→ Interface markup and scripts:
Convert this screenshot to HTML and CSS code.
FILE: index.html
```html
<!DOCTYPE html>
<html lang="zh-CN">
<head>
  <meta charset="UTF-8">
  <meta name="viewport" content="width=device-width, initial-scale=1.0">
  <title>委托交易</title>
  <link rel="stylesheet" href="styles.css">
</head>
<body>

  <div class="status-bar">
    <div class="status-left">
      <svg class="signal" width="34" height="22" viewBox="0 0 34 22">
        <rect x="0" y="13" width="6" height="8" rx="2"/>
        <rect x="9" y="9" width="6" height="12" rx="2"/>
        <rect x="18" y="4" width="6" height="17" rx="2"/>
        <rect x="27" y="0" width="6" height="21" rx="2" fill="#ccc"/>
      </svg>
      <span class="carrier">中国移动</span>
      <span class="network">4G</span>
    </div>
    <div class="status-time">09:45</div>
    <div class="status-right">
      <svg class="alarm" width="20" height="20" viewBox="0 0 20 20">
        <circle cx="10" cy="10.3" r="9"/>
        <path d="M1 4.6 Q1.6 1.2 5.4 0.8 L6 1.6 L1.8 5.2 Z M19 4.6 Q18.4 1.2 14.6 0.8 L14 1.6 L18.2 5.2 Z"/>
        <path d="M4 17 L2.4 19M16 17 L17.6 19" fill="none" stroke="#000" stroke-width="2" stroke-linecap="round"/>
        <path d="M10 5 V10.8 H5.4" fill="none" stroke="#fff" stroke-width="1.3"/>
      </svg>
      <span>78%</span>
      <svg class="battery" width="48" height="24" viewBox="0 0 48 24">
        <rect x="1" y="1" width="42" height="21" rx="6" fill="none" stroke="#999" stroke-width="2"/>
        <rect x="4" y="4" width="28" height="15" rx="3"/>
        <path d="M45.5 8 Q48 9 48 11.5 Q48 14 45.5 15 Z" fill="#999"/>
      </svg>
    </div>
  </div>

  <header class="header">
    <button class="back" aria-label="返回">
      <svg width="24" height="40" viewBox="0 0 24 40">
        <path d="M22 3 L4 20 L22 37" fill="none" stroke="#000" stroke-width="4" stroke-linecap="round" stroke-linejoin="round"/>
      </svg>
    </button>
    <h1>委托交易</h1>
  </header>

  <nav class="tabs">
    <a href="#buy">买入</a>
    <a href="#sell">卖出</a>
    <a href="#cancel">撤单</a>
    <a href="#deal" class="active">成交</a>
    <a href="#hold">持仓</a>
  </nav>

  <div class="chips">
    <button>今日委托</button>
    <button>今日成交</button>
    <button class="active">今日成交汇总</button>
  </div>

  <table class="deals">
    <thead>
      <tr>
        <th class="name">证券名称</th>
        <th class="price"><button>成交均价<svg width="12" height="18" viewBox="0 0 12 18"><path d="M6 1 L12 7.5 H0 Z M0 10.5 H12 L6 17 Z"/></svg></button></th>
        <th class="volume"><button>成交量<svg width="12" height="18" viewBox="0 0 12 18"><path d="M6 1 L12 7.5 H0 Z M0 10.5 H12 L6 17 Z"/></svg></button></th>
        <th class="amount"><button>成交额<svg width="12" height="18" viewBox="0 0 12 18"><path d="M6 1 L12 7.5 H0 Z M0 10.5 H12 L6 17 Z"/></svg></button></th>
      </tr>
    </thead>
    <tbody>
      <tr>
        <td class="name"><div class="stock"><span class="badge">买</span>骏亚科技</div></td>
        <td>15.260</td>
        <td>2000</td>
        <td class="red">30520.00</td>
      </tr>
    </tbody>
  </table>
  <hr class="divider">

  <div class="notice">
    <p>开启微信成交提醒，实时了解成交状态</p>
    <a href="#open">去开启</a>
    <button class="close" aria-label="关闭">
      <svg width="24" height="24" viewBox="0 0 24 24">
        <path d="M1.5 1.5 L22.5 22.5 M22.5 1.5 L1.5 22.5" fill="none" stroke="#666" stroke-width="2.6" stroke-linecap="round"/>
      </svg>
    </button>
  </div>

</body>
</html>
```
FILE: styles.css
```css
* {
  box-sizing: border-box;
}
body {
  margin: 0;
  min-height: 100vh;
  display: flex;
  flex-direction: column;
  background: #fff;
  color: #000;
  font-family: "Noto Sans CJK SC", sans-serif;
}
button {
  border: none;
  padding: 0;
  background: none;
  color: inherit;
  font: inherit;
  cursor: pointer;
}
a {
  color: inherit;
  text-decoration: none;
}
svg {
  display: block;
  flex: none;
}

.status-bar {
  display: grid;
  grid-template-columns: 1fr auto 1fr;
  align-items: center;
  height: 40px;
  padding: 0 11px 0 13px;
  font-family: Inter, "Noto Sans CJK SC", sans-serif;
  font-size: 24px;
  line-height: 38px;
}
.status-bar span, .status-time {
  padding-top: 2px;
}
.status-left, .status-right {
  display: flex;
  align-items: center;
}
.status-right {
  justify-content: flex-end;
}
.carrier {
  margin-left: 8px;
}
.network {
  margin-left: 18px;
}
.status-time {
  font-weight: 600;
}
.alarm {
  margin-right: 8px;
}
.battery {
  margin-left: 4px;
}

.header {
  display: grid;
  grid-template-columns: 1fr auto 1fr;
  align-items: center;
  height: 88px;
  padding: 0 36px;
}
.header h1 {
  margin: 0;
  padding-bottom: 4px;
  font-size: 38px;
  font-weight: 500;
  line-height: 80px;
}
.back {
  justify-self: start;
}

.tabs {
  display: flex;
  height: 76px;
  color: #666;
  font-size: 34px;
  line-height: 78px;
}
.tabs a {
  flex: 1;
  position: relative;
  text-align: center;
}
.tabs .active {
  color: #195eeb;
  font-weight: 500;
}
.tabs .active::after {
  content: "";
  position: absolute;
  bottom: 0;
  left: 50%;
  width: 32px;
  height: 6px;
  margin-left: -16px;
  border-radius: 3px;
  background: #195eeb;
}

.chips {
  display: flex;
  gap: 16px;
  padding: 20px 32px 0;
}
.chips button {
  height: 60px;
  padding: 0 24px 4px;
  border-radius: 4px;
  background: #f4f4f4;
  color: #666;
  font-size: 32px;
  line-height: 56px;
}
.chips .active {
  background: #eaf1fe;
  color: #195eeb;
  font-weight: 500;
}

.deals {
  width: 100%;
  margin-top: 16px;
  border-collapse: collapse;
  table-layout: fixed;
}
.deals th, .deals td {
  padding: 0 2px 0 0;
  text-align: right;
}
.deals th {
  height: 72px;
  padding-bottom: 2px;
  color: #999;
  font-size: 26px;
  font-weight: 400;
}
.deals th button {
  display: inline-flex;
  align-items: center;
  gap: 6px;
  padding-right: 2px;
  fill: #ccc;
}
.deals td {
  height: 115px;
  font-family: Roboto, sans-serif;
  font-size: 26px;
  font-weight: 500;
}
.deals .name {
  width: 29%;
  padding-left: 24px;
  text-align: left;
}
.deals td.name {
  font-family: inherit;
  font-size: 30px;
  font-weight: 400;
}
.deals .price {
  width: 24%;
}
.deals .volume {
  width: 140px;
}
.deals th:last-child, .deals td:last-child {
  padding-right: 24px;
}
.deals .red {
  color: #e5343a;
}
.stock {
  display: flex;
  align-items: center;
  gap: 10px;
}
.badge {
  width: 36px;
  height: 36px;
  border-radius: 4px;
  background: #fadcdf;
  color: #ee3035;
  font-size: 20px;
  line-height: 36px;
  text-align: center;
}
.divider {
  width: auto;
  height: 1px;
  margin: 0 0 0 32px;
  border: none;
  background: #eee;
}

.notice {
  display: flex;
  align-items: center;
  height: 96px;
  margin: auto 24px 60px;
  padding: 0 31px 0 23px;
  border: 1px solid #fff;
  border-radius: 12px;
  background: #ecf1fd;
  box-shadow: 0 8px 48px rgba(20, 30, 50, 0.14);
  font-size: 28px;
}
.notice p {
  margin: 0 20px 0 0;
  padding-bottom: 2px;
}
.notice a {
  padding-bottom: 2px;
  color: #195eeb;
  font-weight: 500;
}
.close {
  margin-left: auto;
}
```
* * *
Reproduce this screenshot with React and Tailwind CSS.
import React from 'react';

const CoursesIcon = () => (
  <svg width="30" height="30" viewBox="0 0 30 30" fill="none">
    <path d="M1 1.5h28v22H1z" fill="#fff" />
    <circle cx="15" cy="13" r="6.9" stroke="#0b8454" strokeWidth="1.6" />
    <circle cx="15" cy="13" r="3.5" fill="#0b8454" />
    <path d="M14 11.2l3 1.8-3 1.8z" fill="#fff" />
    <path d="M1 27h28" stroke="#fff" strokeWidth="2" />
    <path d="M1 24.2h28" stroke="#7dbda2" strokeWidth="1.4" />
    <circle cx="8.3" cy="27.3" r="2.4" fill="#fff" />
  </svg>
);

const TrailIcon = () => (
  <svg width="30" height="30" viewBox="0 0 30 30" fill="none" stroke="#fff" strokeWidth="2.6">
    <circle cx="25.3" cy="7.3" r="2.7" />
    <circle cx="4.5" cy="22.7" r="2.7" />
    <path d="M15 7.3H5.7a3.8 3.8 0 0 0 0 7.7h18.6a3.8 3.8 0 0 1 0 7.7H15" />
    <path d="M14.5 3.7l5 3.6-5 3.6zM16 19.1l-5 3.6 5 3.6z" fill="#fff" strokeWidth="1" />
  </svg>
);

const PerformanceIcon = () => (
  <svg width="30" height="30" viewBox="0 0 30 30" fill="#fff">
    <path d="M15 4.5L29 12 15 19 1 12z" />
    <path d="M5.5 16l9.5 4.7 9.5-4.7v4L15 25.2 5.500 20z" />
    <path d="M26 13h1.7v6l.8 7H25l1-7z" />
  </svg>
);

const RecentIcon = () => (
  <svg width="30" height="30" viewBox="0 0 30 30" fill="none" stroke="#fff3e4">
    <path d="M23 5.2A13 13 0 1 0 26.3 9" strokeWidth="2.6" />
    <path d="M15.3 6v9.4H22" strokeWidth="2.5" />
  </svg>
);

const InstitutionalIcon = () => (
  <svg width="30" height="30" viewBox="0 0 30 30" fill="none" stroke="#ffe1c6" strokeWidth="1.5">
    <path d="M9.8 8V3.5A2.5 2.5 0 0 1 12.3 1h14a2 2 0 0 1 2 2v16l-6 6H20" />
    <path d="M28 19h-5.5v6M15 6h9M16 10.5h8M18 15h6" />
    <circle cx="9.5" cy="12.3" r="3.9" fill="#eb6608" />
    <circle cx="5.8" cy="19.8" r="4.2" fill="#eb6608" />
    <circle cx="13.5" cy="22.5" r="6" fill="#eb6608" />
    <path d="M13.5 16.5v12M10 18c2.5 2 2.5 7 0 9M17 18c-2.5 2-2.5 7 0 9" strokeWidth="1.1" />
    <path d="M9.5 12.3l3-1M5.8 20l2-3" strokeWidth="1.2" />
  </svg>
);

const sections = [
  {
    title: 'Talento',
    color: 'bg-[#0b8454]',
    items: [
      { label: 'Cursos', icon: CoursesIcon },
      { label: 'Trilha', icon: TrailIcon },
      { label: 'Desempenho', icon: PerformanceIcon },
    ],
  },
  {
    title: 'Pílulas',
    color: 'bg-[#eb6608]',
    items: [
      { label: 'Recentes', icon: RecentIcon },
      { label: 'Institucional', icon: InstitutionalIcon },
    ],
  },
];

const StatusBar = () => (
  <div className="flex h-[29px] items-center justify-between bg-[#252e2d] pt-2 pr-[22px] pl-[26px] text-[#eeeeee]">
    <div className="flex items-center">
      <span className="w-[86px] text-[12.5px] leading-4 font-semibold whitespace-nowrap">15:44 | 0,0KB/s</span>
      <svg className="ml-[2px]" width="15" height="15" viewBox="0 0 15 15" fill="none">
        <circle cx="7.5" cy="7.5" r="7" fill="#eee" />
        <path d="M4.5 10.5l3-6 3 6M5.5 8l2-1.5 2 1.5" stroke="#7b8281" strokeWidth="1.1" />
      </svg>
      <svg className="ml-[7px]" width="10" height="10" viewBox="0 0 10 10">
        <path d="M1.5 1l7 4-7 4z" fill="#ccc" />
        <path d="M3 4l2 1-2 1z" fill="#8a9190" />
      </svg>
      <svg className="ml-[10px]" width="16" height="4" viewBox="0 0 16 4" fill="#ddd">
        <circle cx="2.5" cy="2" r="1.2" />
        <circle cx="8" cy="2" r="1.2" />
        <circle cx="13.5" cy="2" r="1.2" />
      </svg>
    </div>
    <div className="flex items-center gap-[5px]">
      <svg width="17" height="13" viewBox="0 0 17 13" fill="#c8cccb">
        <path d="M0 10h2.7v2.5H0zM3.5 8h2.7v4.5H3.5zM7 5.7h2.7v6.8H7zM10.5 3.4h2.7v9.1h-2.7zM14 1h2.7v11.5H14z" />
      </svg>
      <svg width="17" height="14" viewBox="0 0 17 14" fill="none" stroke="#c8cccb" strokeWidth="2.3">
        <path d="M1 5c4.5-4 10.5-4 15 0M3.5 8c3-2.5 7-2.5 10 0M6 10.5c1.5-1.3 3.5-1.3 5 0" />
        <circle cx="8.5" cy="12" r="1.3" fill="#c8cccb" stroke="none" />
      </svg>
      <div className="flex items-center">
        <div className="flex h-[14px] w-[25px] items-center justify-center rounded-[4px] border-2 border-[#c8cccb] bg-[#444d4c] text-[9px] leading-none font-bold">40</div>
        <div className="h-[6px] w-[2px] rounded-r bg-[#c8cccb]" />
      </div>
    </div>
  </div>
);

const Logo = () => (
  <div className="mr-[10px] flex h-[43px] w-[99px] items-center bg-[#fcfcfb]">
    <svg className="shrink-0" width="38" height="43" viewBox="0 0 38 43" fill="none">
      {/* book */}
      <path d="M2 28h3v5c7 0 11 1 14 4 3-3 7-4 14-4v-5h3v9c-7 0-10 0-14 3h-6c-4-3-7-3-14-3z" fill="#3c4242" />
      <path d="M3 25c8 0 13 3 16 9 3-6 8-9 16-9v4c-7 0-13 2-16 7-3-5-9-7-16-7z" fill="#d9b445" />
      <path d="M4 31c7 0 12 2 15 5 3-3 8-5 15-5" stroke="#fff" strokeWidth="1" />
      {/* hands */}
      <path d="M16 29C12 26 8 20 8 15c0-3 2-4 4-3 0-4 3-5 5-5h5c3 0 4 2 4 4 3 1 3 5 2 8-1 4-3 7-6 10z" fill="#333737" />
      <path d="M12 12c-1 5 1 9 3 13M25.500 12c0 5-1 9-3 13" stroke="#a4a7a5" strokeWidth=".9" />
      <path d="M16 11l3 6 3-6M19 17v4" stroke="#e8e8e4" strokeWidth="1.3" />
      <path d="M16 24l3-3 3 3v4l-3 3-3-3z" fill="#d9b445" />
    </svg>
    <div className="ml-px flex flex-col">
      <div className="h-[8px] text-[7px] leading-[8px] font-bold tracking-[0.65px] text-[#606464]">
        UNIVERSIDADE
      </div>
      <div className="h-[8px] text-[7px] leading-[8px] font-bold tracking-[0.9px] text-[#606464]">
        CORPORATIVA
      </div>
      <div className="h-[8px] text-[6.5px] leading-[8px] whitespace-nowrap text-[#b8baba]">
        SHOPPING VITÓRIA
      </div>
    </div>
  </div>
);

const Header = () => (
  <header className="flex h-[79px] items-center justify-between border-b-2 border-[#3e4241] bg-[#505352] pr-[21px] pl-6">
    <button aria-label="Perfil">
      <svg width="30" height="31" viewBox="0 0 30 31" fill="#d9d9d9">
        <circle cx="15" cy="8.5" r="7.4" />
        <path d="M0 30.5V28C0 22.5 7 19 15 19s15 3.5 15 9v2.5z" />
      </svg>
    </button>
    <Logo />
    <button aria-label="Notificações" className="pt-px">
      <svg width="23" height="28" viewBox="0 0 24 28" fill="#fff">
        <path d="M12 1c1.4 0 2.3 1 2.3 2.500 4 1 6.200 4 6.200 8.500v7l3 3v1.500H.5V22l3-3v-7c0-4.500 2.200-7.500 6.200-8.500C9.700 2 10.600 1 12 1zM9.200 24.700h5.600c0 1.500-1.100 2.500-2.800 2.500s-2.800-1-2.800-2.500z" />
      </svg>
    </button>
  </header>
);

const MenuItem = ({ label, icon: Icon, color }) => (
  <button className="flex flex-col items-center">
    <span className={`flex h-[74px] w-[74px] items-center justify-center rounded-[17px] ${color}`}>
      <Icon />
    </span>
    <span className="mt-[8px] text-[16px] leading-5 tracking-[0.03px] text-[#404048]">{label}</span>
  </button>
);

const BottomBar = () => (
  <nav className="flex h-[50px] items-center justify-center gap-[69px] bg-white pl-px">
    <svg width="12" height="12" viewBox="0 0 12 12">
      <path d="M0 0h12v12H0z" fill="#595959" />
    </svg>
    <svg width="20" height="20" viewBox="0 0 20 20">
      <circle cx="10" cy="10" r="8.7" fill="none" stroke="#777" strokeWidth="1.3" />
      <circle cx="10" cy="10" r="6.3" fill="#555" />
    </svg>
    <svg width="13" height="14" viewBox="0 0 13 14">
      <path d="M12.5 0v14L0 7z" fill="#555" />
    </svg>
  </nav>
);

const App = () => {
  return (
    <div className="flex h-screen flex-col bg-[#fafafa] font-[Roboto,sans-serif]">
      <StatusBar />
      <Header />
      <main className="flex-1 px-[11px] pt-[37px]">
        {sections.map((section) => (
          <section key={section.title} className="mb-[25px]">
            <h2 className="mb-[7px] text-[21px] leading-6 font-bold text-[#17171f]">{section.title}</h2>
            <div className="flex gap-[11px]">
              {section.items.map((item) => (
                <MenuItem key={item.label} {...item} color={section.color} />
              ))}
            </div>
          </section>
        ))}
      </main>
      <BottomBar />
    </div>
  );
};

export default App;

→ REQUIRED TASK: Only the lines from the one with "Reproduce this screenshot" up to the one with "import React from 'react';" should be repeated, both included, exactly as they appear.

→ RESPONSE:
Reproduce this screenshot with React and Tailwind CSS.
import React from 'react';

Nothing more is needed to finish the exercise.